Seiring dengan hal di atas, maka Aswaja sebagai Manhaj Al-fikr, tercacat kurang lebih sejak 1995/1997, Pergerakan Mahasiswa Islam Indonesia meletakkan aswaja sebagai manhaj al fikr. Th 1997 diterbitkan sebuah buku saku tulisan sahabat Khotibul Umam Wiranu berjudul Membaca ulang Aswaja (PB PMII 1997). Konsep dasar yang dibawa dalam aswaja sebagai manhaj al fikr tidak dapat dilepas dari gagasan KH. Said Aqil Siraj yang mengundang kontroversi, mengenai perlunya aswaja ditafsir ulang dengan memberikan kebebasan lebih bagi para intelektual dan ulama’ untuk merujuk langsung kepada ulama’ dan pemikir utama yang tesebut dalam pengertian aswaja.
PMII memandang bahwa aswaja adalah orang-orang yang memiliki metode berfikir keagamaan yang mencakup semua aspek kehidupan dengan berlandaskan atas dasar moderasi, menjaga keseimbangan, dan toleran.

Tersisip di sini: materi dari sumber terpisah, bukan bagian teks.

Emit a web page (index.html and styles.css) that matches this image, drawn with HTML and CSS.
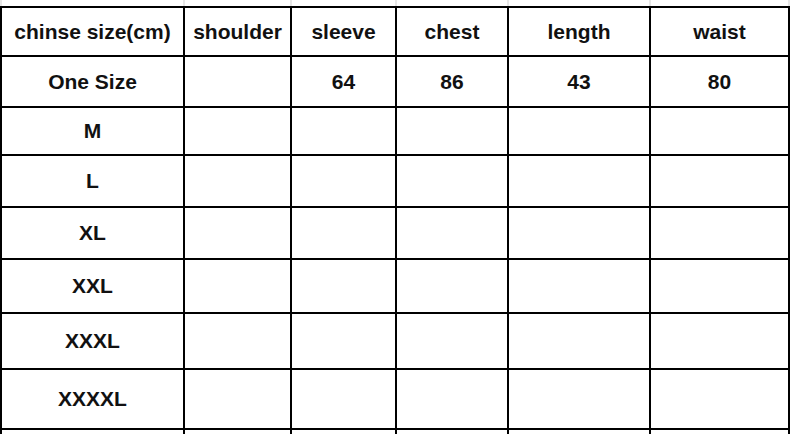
FILE: index.html
```html
<!DOCTYPE html>
<html>
<head>
<meta charset="utf-8">
<link rel="stylesheet" href="styles.css">
</head>
<body>
<div class="page">
  <div class="top-strip">
    <div></div><div></div><div></div><div></div><div></div><div></div>
  </div>
  <div class="table">
    <div class="cell">chinse size(cm)</div>
    <div class="cell">shoulder</div>
    <div class="cell">sleeve</div>
    <div class="cell">chest</div>
    <div class="cell">length</div>
    <div class="cell">waist</div>

    <div class="cell">One Size</div>
    <div class="cell"></div>
    <div class="cell">64</div>
    <div class="cell">86</div>
    <div class="cell">43</div>
    <div class="cell">80</div>

    <div class="cell">M</div>
    <div class="cell"></div><div class="cell"></div><div class="cell"></div><div class="cell"></div><div class="cell"></div>

    <div class="cell">L</div>
    <div class="cell"></div><div class="cell"></div><div class="cell"></div><div class="cell"></div><div class="cell"></div>

    <div class="cell">XL</div>
    <div class="cell"></div><div class="cell"></div><div class="cell"></div><div class="cell"></div><div class="cell"></div>

    <div class="cell">XXL</div>
    <div class="cell"></div><div class="cell"></div><div class="cell"></div><div class="cell"></div><div class="cell"></div>

    <div class="cell">XXXL</div>
    <div class="cell"></div><div class="cell"></div><div class="cell"></div><div class="cell"></div><div class="cell"></div>

    <div class="cell">XXXXL</div>
    <div class="cell"></div><div class="cell"></div><div class="cell"></div><div class="cell"></div><div class="cell"></div>

    <div class="cell"></div>
    <div class="cell"></div><div class="cell"></div><div class="cell"></div><div class="cell"></div><div class="cell"></div>
  </div>
</div>
</body>
</html>
```

FILE: styles.css
```css
html, body {
  margin: 0;
  padding: 0;
  background: #fff;
  overflow: hidden;
}

.page {
  width: 793px;
  height: 434px;
  overflow: hidden;
  font-family: "Liberation Sans", Arial, sans-serif;
}

.top-strip {
  display: grid;
  grid-template-columns: 181px 105px 103px 110px 140px 137px;
  column-gap: 2px;
  padding: 0 2px;
  width: 790px;
  box-sizing: border-box;
  height: 6px;
  background: #e6e6e6;
}

.top-strip div {
  background: #fff;
}

.table {
  display: grid;
  grid-template-columns: 181px 105px 103px 110px 140px 137px;
  grid-template-rows: 47px 49px 46px 50px 50px 52px 54px 58px 60px;
  gap: 2px;
  padding: 2px;
  width: 790px;
  box-sizing: border-box;
  background: #000;
}

.cell {
  background: #fff;
  display: flex;
  align-items: center;
  justify-content: center;
  font-size: 21px;
  font-weight: bold;
  color: #111;
}
```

Aswaja bukan sebuah madzhab melainkan sebuah metode dan prinsip berfikir dalam menghadapi persoalan-persoalan agama sekaligus urusan sosial kemasyarakatan, inilah makna aswaja sebagai manhaj al fikr.
Sebagai manhaj alfikr, PMII berpegang pada prinsip-prinsip tawasuth (moderat), tawazun (netral), ta’adul (keseimbangan), dan tasamuh (toleran).
Oleh karena itu, sebagaimana penjelasan di bawah ini;
·         Manhajul fikr yaitu sebagai sebuah metode berpikir yang digariskan oleh para sahabat Nabi dan tabi’in yang begitu erat kaitannya dengan situasi politik dan kondisi sosial yang meliputi masyarakat muslim waktu itu. Baik cara mereka menyikapi berbagai kemelut perbedaan antar keyakinan atau dalam memahami keruhnya konstelasi politik, yang kesemua itu berlandaskan pada nilai-nilai kemanusiaan yang terselubung dalam makna ASWAJA. Dari manhajul fikr ini kemudian lahir pemikiran-pemikiran keislaman baik di bidang aqidah, syari’ah, maupun akhlaq/tasawuf, yang binneka tunggal ika dalam ruh yang sama.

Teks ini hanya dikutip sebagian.